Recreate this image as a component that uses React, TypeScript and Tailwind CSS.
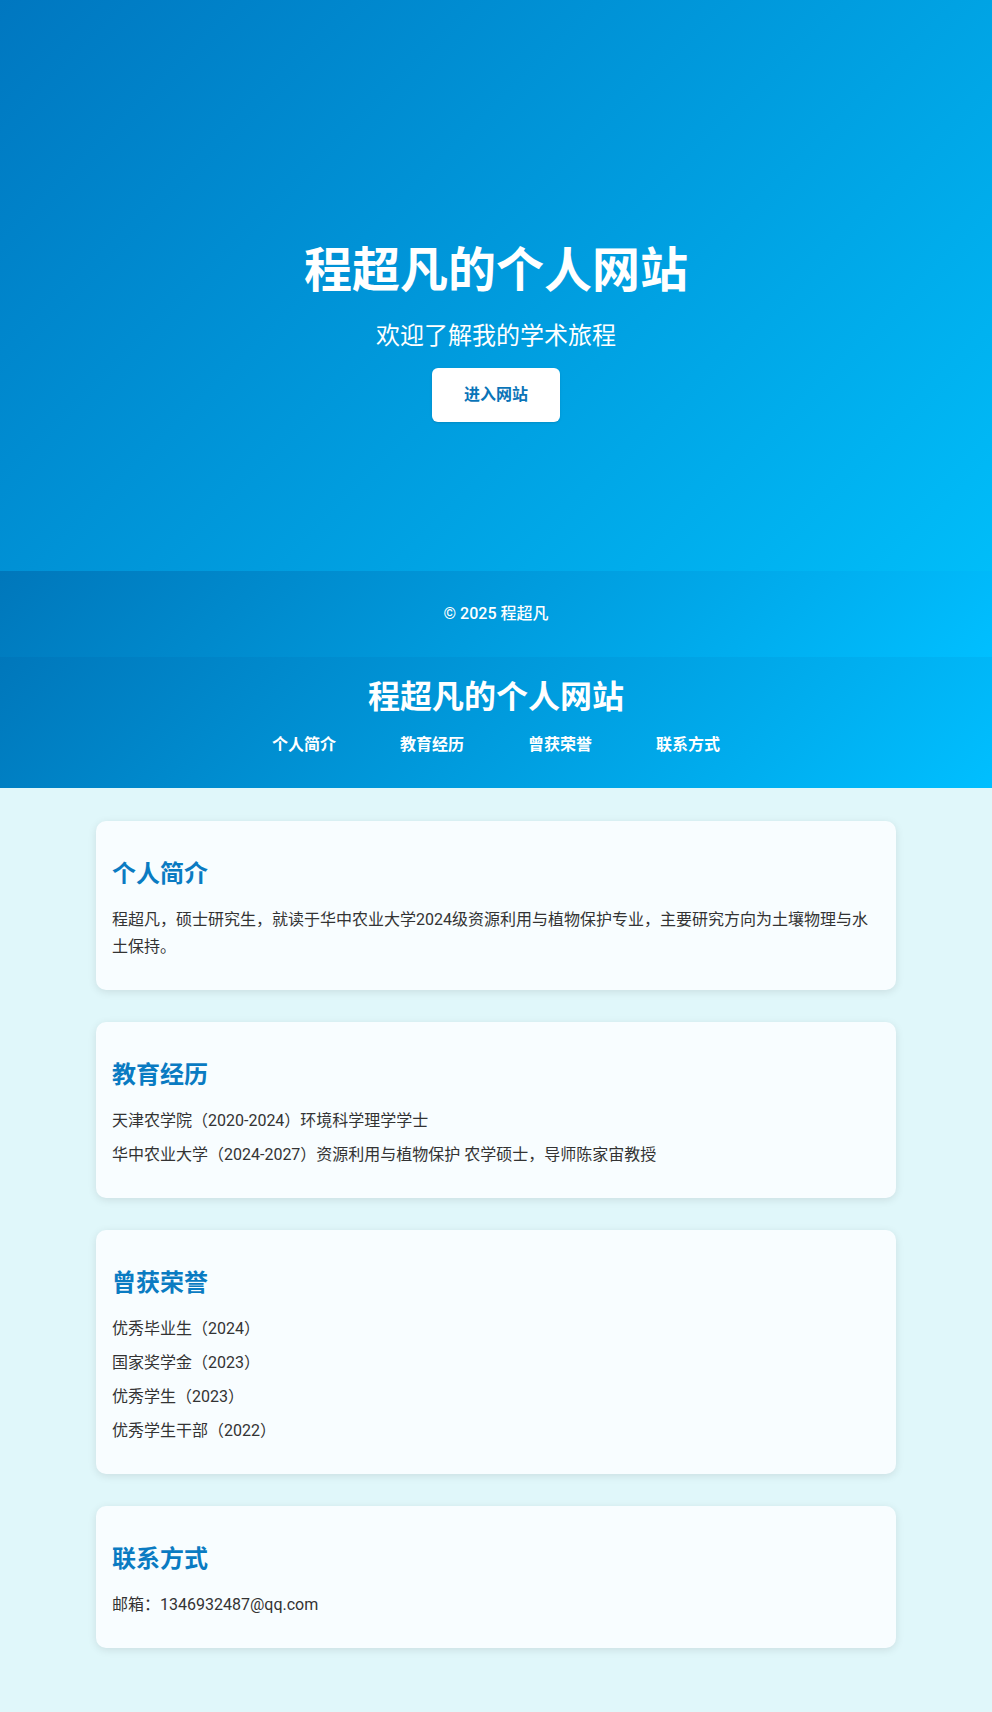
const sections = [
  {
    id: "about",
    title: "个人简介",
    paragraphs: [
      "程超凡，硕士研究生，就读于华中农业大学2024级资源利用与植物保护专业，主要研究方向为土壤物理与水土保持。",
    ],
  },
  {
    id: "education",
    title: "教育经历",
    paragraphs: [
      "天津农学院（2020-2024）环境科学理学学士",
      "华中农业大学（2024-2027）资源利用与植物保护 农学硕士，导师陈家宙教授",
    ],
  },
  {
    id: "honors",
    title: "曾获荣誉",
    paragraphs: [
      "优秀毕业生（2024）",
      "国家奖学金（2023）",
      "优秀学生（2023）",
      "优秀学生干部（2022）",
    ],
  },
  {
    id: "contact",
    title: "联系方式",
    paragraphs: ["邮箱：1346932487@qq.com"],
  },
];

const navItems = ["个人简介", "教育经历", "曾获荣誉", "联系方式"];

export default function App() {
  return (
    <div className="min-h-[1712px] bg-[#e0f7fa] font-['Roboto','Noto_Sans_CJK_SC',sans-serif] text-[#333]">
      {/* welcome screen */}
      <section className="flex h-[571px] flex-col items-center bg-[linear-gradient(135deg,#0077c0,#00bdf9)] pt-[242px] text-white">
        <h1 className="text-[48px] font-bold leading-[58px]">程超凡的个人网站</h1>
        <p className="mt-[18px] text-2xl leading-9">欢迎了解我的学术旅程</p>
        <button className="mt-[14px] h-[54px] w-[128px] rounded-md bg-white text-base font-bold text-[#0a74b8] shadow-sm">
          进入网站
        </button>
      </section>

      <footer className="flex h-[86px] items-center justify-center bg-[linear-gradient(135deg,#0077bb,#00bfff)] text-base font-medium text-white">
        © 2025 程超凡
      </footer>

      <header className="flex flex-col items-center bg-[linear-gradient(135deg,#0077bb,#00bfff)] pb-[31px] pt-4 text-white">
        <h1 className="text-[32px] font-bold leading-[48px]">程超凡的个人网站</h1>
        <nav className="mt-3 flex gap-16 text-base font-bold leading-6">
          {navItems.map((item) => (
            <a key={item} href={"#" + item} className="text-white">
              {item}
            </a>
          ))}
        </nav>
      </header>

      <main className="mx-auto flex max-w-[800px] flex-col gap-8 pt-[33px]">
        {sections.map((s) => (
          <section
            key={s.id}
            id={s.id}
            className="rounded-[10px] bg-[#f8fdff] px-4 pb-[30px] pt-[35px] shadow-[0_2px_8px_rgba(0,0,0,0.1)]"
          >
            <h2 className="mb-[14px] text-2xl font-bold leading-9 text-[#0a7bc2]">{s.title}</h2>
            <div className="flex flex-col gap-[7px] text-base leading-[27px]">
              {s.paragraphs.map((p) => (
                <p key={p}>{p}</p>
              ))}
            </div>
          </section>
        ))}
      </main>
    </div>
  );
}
-.-.-
** Written instruction **
Repeat the data in full and exactly. Omit pictures.

** Output of the exercise **
Recreate this image as a component that uses React, TypeScript and Tailwind CSS.
const sections = [
  {
    id: "about",
    title: "个人简介",
    paragraphs: [
      "程超凡，硕士研究生，就读于华中农业大学2024级资源利用与植物保护专业，主要研究方向为土壤物理与水土保持。",
    ],
  },
  {
    id: "education",
    title: "教育经历",
    paragraphs: [
      "天津农学院（2020-2024）环境科学理学学士",
      "华中农业大学（2024-2027）资源利用与植物保护 农学硕士，导师陈家宙教授",
    ],
  },
  {
    id: "honors",
    title: "曾获荣誉",
    paragraphs: [
      "优秀毕业生（2024）",
      "国家奖学金（2023）",
      "优秀学生（2023）",
      "优秀学生干部（2022）",
    ],
  },
  {
    id: "contact",
    title: "联系方式",
    paragraphs: ["邮箱：1346932487@qq.com"],
  },
];

const navItems = ["个人简介", "教育经历", "曾获荣誉", "联系方式"];

export default function App() {
  return (
    <div className="min-h-[1712px] bg-[#e0f7fa] font-['Roboto','Noto_Sans_CJK_SC',sans-serif] text-[#333]">
      {/* welcome screen */}
      <section className="flex h-[571px] flex-col items-center bg-[linear-gradient(135deg,#0077c0,#00bdf9)] pt-[242px] text-white">
        <h1 className="text-[48px] font-bold leading-[58px]">程超凡的个人网站</h1>
        <p className="mt-[18px] text-2xl leading-9">欢迎了解我的学术旅程</p>
        <button className="mt-[14px] h-[54px] w-[128px] rounded-md bg-white text-base font-bold text-[#0a74b8] shadow-sm">
          进入网站
        </button>
      </section>

      <footer className="flex h-[86px] items-center justify-center bg-[linear-gradient(135deg,#0077bb,#00bfff)] text-base font-medium text-white">
        © 2025 程超凡
      </footer>

      <header className="flex flex-col items-center bg-[linear-gradient(135deg,#0077bb,#00bfff)] pb-[31px] pt-4 text-white">
        <h1 className="text-[32px] font-bold leading-[48px]">程超凡的个人网站</h1>
        <nav className="mt-3 flex gap-16 text-base font-bold leading-6">
          {navItems.map((item) => (
            <a key={item} href={"#" + item} className="text-white">
              {item}
            </a>
          ))}
        </nav>
      </header>

      <main className="mx-auto flex max-w-[800px] flex-col gap-8 pt-[33px]">
        {sections.map((s) => (
          <section
            key={s.id}
            id={s.id}
            className="rounded-[10px] bg-[#f8fdff] px-4 pb-[30px] pt-[35px] shadow-[0_2px_8px_rgba(0,0,0,0.1)]"
          >
            <h2 className="mb-[14px] text-2xl font-bold leading-9 text-[#0a7bc2]">{s.title}</h2>
            <div className="flex flex-col gap-[7px] text-base leading-[27px]">
              {s.paragraphs.map((p) => (
                <p key={p}>{p}</p>
              ))}
            </div>
          </section>
        ))}
      </main>
    </div>
  );
}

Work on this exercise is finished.